Dela Cruz voted for SB 2224 because he felt it was warranted.
The state Ethics Commission fined HTA executives in December for taking travel upgrades, and there was a finding last month by the Office of the State Auditor that the agency suffers from “lax oversight” and “deficient internal controls.”
Two proposals DTL made to HTA in 2016, one for public relations, communications and outreach services, and another to handle the 2017 Tourism Conference, included Dela Cruz’s resume, which lists him as a member of the Hawaii state Senate and details his various political committees.
Dela Cruz said he wasn’t serving as Ways and Means chairman when DTL applied for the contracts and his role would have “depended on what kind of help DTL needed at the time.”
Fried said he understands the need for Hawaii legislators to have outside work, but said “they need to stay out of rule-making or issues that would affect state agencies and their businesses.”
The power that Dela Cruz holds over HTA was evident during the Way and Means Committee’s opening hearing on Jan. 10 when he questioned HTA’s decision to spend $180,000 on a public information campaign.
When Charlene Chan, HTA director of communications, told Dela Cruz that the program was mandated by law, Dela Cruz said, “Maybe we can change the statute.”

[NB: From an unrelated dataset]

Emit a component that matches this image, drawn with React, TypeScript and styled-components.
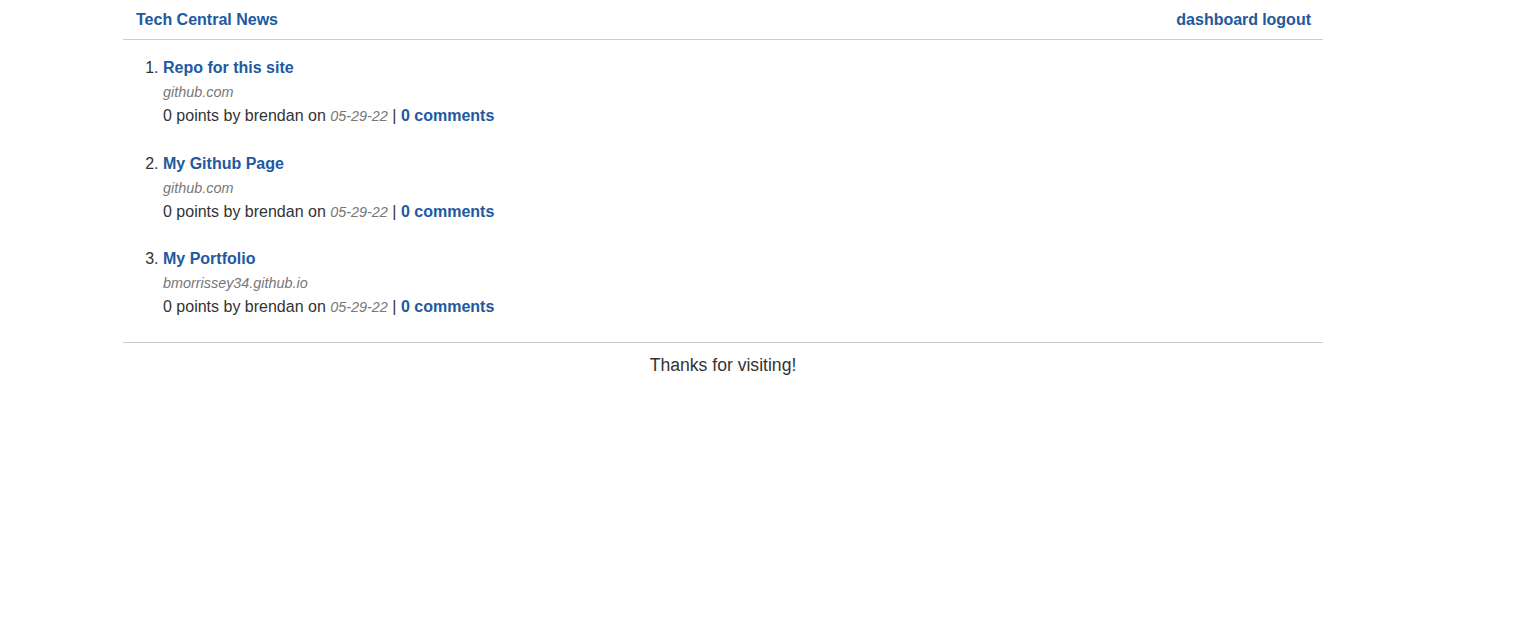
import React from "react";
import styled, { createGlobalStyle } from "styled-components";

const Global = createGlobalStyle`
  html, body { margin: 0; padding: 0; background: #fff; }
  body { font-family: "Liberation Sans", Arial, sans-serif; color: #333; }
`;

const Page = styled.div`
  width: 1200px;
  margin-left: 123px;
`;

const Header = styled.header`
  display: flex;
  justify-content: space-between;
  align-items: center;
  height: 39px;
  padding: 0 12px 0 13px;
  border-bottom: 1px solid #ccc;
`;

const NavLink = styled.a`
  color: #2159a0;
  font-weight: bold;
  font-size: 16px;
  text-decoration: none;
`;

const NavGroup = styled.nav`
  display: flex;
  gap: 4px;
`;

const List = styled.ol`
  margin: 16px 0 0;
  padding-left: 40px;
  font-size: 16px;
`;

const Item = styled.li`
  margin-bottom: 23.5px;
  line-height: 24px;
  &:last-child {
    margin-bottom: 23px;
  }
`;

const Title = styled.a`
  display: inline-block;
  color: #2159a0;
  font-weight: bold;
  text-decoration: none;
`;

const Domain = styled.div`
  font-size: 14.4px;
  font-style: italic;
  color: #777;
`;

const Meta = styled.div`
  color: #333;
`;

const Date = styled.span`
  font-size: 14.4px;
  font-style: italic;
  color: #777;
`;

const Comments = styled.a`
  color: #2159a0;
  font-weight: bold;
  text-decoration: none;
`;

const Footer = styled.footer`
  border-top: 1px solid #ccc;
  text-align: center;
  font-size: 17.6px;
  line-height: 22px;
  padding-top: 11px;
  color: #333;
`;

const posts = [
  { title: "Repo for this site", domain: "github.com" },
  { title: "My Github Page", domain: "github.com" },
  { title: "My Portfolio", domain: "bmorrissey34.github.io" },
];

export default function App() {
  return (
    <>
      <Global />
      <Page>
        <Header>
          <NavLink href="#">Tech Central News</NavLink>
          <NavGroup>
            <NavLink href="#">dashboard</NavLink>
            <NavLink href="#">logout</NavLink>
          </NavGroup>
        </Header>
        <List>
          {posts.map((p) => (
            <Item key={p.title}>
              <Title href="#">{p.title}</Title>
              <Domain>{p.domain}</Domain>
              <Meta>
                0 points by brendan on <Date>05-29-22</Date> |{" "}
                <Comments href="#">0 comments</Comments>
              </Meta>
            </Item>
          ))}
        </List>
        <Footer>Thanks for visiting!</Footer>
      </Page>
    </>
  );
}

During another point in the hearing, Dela Cruz also ordered HTA to provide lawmakers with “policies and procedures in regards to how you procure contracts.”
A complaint was filed with the state Ethics Commission against Dela Cruz on Jan. 4 after the Star-Advertiser reported that the state Department of Land and Natural Resources had awarded DTL a $99,885 contract for public relations services related to the redevelopment of the state-owned Ala Wai Small Boat Harbor.
Fevella said Dela Cruz should abstain from deciding HTA budget cuts. “It’s just not right, and it doesn’t make any sense. Why cut tourism funding when that’s what’s making money for the state?” he said.
Dela Cruz claimed he hasn’t been contacted about the complaint.